Outside Kinshasa, particularly in the DRC’s central and eastern provinces, local politicians sought to silence critical coverage, employing intelligence agents to police the airwaves, closing some stations on purported regulatory violations, and detaining and interrogating journalists about their sources. In one incident in June, agents of the Congolese National Intelligence Agency (known by its French acronym, ANR) forced private Radio Canal Satellite in the province of Western Kasaï off the air for “operating without ANR documents,” and “broadcasting in bad French.”
In the volatile eastern region of the country, despite the presence of the world’s largest U.N. peacekeeping force, government security forces as well as rebels targeted the local media with impunity over critical coverage of insecurity, rights abuses, and control of the airwaves. In September, forces loyal to Nkunda looted community radio station Radio Colombe in Rutshuru, kidnapping two reporters and using the station’s equipment to launch broadcasts calling for military support. Nkunda, a Tutsi backed by neighboring Rwanda, had reneged on a January peace agreement calling for the partial integration of his forces into the national army, after accusing the Congolese government of collaborating with the Hutu rebel group FDLR.
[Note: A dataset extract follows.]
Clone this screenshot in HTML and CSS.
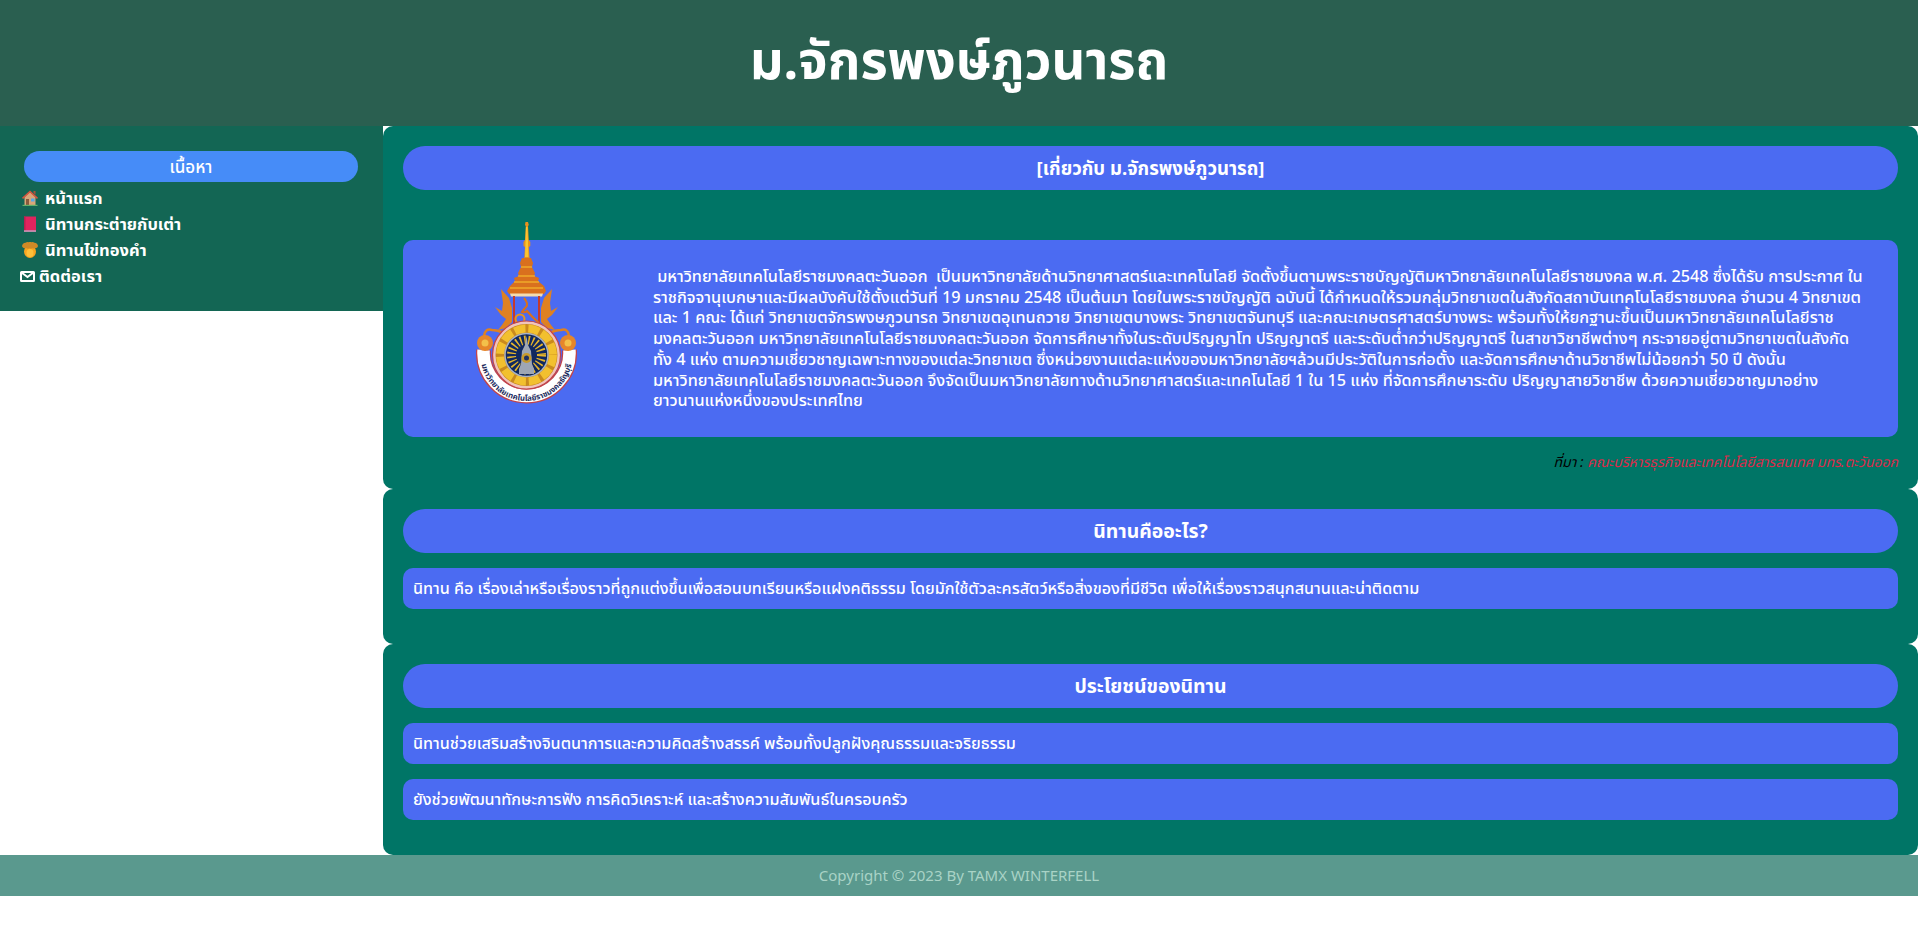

A Radio Okapi editor, Basile Bakumbane, fled to Kinshasa from his station in the Western Kasaï town of Kananga after receiving several threats linked to a June 7 story about the sacking of the local governor.
Violence in neighboring North Kivu province claimed the life of respected freelance photojournalist Patrick Kikuku Wilungula. Gunmen shot Wilungula and stole his digital camera as he returned home after covering a local conference on environmental protection. The gunmen, suspected to be soldiers, allegedly argued with the journalist before shooting him, sources close to Wilungula told CPJ. No arrests were reported.
At least two other journalists have been killed in unclear circumstances since 2005: political affairs journalist Franck Ngyke Kangundu and freelance journalist Bapuwa Mwamba. While authorities apprehended and convicted suspects in both cases, investigations fell short of exploring possible links between the killings and the journalists’ work. As Le Potentiel‘s Mutinga put it: “Despite the arrests, the truth was never known, the masterminds never identified. The end results have always been fuzzy.”
The government came under fire in April after a Kinshasa military court convicted four people in the November 2005 murders of Kangundu and his wife at their home. JED and local journalists decried the trial’s failure to establish a motive for the crime after the court sentenced two of the accused to death. In a separate case four months later, the same court convicted four people, sentencing three to die, in the fatal July 2006 shooting of Mwamba in his home.
In late year, lawmakers were drafting legislation to create a new media regulator, the Audiovisual and Communications Superior Council, as well as decriminalizing defamation. Three journalists were sentenced to prison in 2007 on criminal defamation charges following stories alleging official corruption: editor Rigobert Kwakala Kash of the twice-weekly Le Moniteu; editor Pold Kalombo of the private weekly Le Soft International; and Popol Ntula Vita, a correspondent for the private weekly La Cité Africaine. Kash served 35 days of an 11-month sentence before being released on bail. Kalombo and Vita, fearing arrest, went into hiding, according to CPJ research.